Saying all this, you can force SQL Server to choose the index, but as I said in my comment:
In truth, rarely is the index you think is the correct is the correct index if SQL Server thinks otherwise. Despite what some believe, SQL Server is very good at making informed choices about what index(es) it should be using, provided your statistics are up to date, and the cached plan isn't based on old and out of date information.

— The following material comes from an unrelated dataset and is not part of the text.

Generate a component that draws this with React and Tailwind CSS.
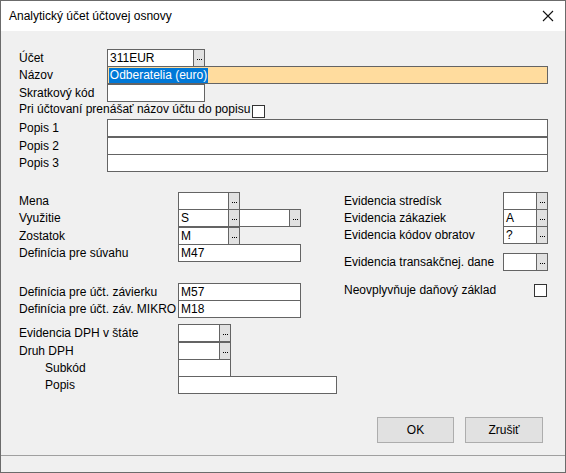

Let's, however, demonstrate what happens if you do with a simple set up:
CREATE TABLE dbo.SomeTable (ID int IDENTITY(1,1) PRIMARY KEY, SomeGuid uniqueidentifier DEFAULT NEWID(), SomeDate date) GO INSERT INTO dbo.SomeTable (SomeDate) SELECT DATEADD(DAY,T.I,'19000101') FROM dbo.Tally(100000,0) T;
Now we have a table with 100001 rows, with a Primary Key on
ID. Now let's do a query which is an overly simplified version of yours:
SELECT ID, SomeGuid FROM dbo.SomeTable WHERE SomeDate > '20220504';
Ok, let's add an index on
SomeDateand run the query again:
CREATE INDEX IX_NonCoveringIndex ON dbo.SomeTable (SomeDate); GO --Index Scan of Clustered index SELECT ID, SomeGuid FROM dbo.SomeTable WHERE SomeDate > '20220504';
Now, as I mentioned, you can force SQL Server to use a specific index. Let's do that and see what happens:
SELECT ID, SomeGuid FROM dbo.SomeTable WITH (INDEX(IX_NonCoveringIndex)) WHERE SomeDate > '20220504';
This is expensive. In fact, if we turn on the statistics for IO and Time, the query without the index hint took 40ms, the one with the hint took 107ms in the first run. Subsequent runs all had the second query taking around double the time of the first. IO wise the first query has a simple scan and 398 logical reads; the latter had 5 scans and 114403 logical reads!
Now, finally, let's add that covering Index and run:
CREATE INDEX IX_CoveringIndex ON dbo.SomeTable (SomeDate) INCLUDE (SomeGuid); GO SELECT ID, SomeGuid FROM dbo.SomeTable WHERE SomeDate > '20220504';
If we look at the IO and times again compared to the prior 2, we get 1 scan, 202 logical reads, and it was running in about 25ms.